Biopolymers to composite adsorbents for sulfate removal: From conventional to sustainable systems
Why this work is in the frame
A frame that forgets how it found something cannot be audited. These are the routes that admitted this work.
Bibliographic record
Abstract
Addressing elevated water salinity is a global water security issue listed among the UN's Sustainable Development Goals (UN-SDGs). Sulfate is a contributor to water salinity due to its high solubility and is a pollutant of increasing global concern. While various water treatment technologies are currently available, the high capital infrastructure and operational costs of such advanced methods have sustainability limits for their widespread adoption. By contrast, adsorption science and technology offers facile treatment and a sustainable mitigation strategy for the removal of oxyanions such as sulfate.
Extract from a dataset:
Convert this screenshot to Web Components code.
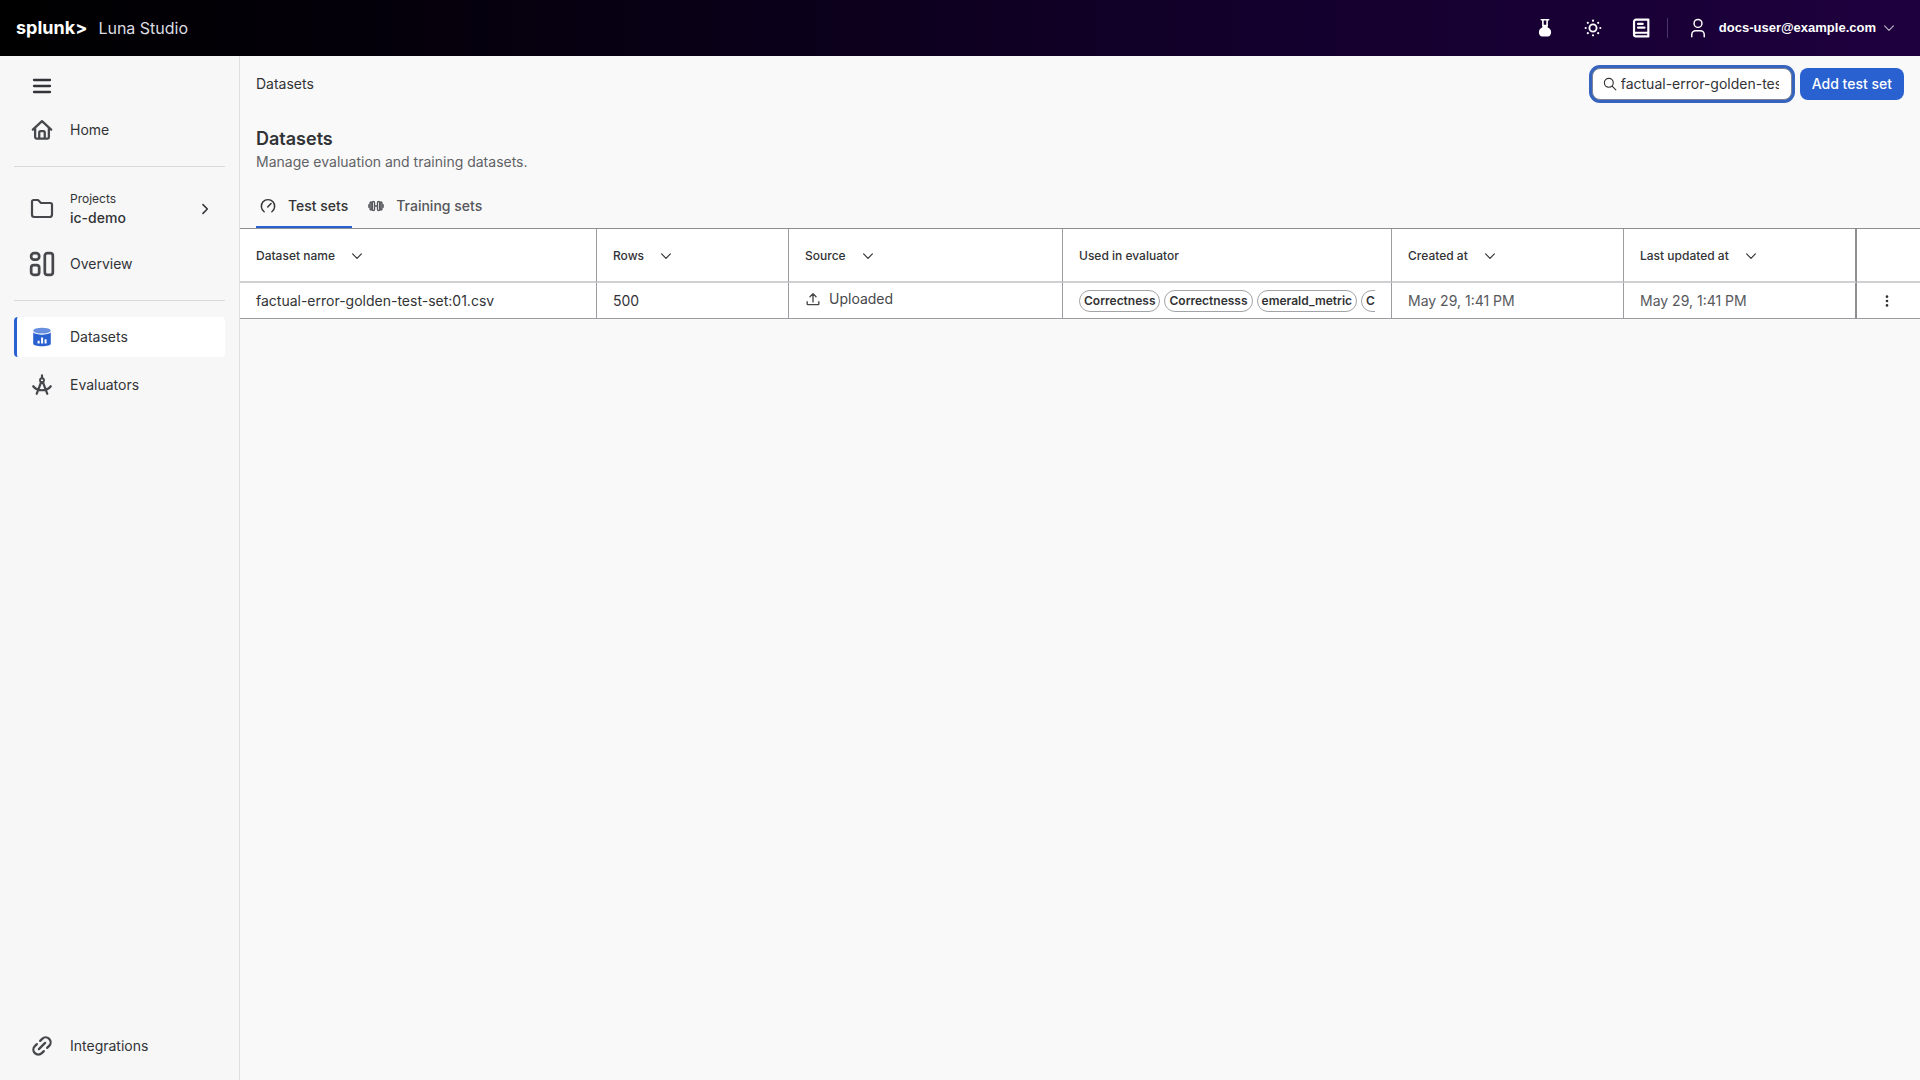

A key challenge in adsorption science and technology relates to the molecular selective uptake of sulfate. This has catalysed significant effort towards achieving improved adsorption properties and the development of sustainable adsorbent technology. This review provides coverage of recent literature on synthetic adsorbents to current research on biosorbents that contain chitosan due to its multifunctional colloid and interface properties. The shift from conventional synthesis to green synthetic strategies are highlighted by the preparation of advanced biocomposite materials with unique sulfate adsorption properties. Diverse types of materials from inorganic minerals to polymer-based adsorbents (e.g., polycaprolactones, waste-based materials from fly ash, etc.) is described to highlight their sulfate adsorption properties. Specifically, chitosan and agricultural biomass waste in the form of lignocellulose materials are abundant and promising renewable platforms for the preparation of sulfate adsorbents. In particular, the adsorption properties of chitosan biocomposites are highlighted by its efficacy for adsorption-based remediation of sulfate oxyanions that reveal its promising utility as sulfate adsorbents with unique colloidal and interface properties.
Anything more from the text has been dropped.